Miller aprovecha la potencia de los zoom out para aportar más confusión al relato, además de unos encuadres que se antojan extraños desde la primera toma (al salir del baño, tras el cenital, mantiene la cámara a la altura de la cintura de Valentine y las azafatas que le acompañan a su asiento, como si estuviese dirigida a la vista que nosotros, otros pasajeros del avión, tenemos desde nuestro propio asiento). Por otro lado, ese casi continuo movimiento de la imagen le permite acelerar la tensión a medida que se adentra en la locura del protagonista, potenciada por la actuación de sus compañeros de vuelo con el barrido de la cámara a lo largo del avión y de las escenas que se suceden. La decisión (cambio en el guion) de que “el grinch” no le hiera, sino que le embadurne la cara con el líquido de su cuerpo y se ría de él moviendo en negación su dedo índice antes de salir volando es sólo otra forma de no posicionarse con el cierre del capítulo y los destrozos encontrados por los chicos de mantenimiento (“chicos, ¿qué pasó allá arriba?”), gracias a una cámara sigue moviéndose caprichosa esta vez desde la punta más exterior del ala mientras los comentarios con cada vez más incisivos.
Esa resolución, además, se potencia por una banda sonora formada por el siempre competente Jerry Goldsmith, y por encima de todo por la edición del novel, en aquella época, Howard E. Smith.
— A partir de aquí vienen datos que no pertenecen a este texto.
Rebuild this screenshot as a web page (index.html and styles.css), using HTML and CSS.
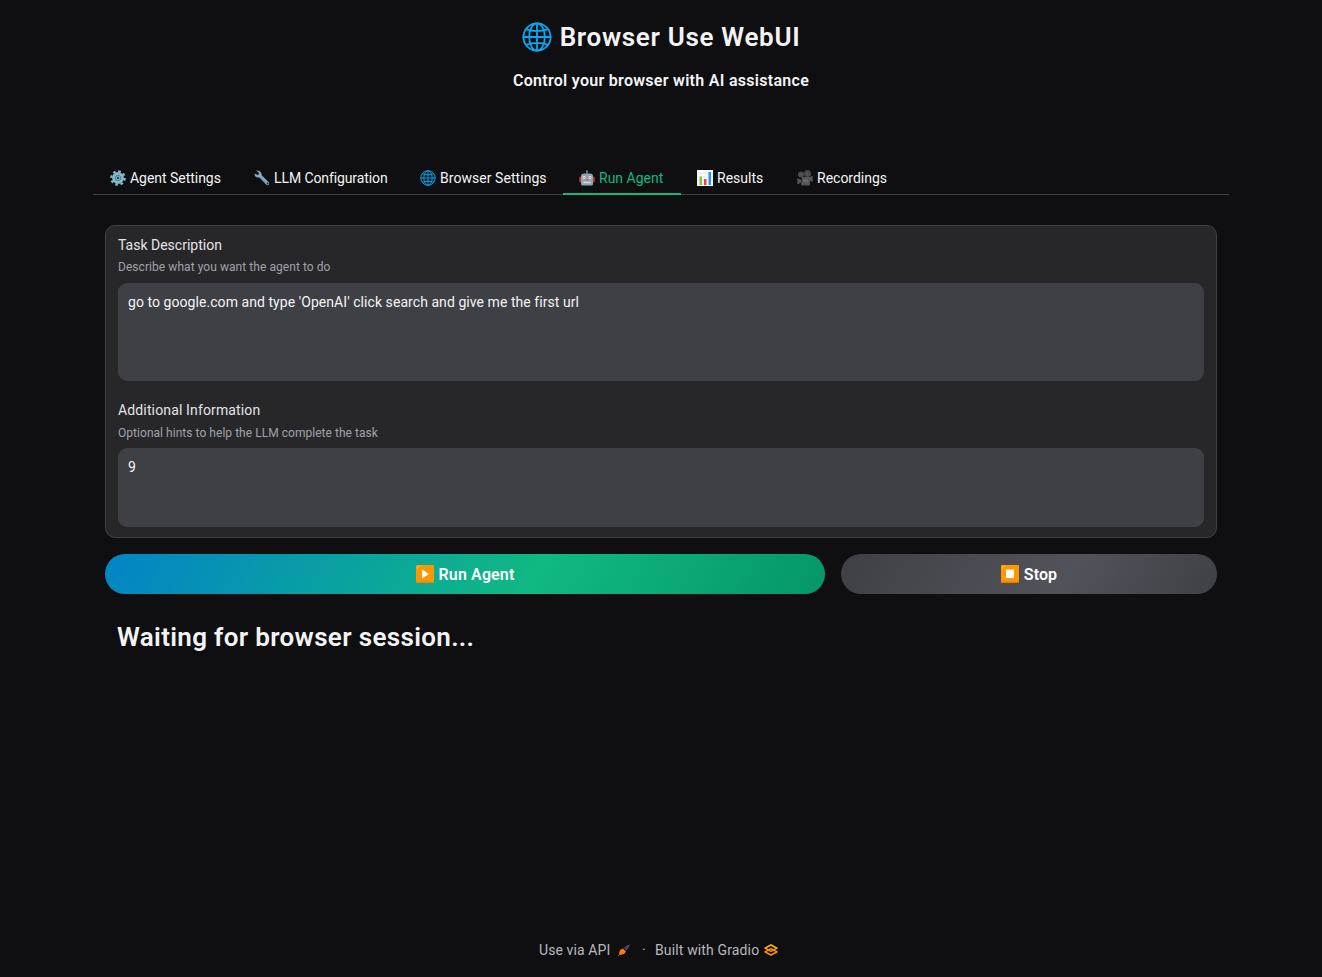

Los pocos cortes, centrados hacia el final del relato para exponenciar el caos que está creando el protagonista a su alrededor (ese proyector que salta y se enciende alocado cuando se abre la ventanilla por los disparos de Valentine), nos suman en un divertido delirio que se alarga hasta el trayecto de la ambulancia final, en el que se presenta al protagonista como totalmente desquiciado (con una evolución menos progresiva que la de Shatner pero mucho más expresiva y enloquecedora que arrancó elogios para un John Lithgow que exageró sus reacciones debido a la falta de conciencia de los efectos especiales finales y que resultó ser uno de los mejores aliados de su interpretación) y que cierra el film con un guiño a su historia inicial.
El cuarto segmento de En los límites de la realidad otorgó a Miller la consolidación del respeto de la industria estadounidense, aunque, fiel a su decisión de mantener una carrera tranquila, coherente con sus ideales, no le llevó a entrar como director de un film con capital enteramente estadounidense hasta 1987, con la infravalorada Las brujas de Eastwick (The Witches of Eastwick).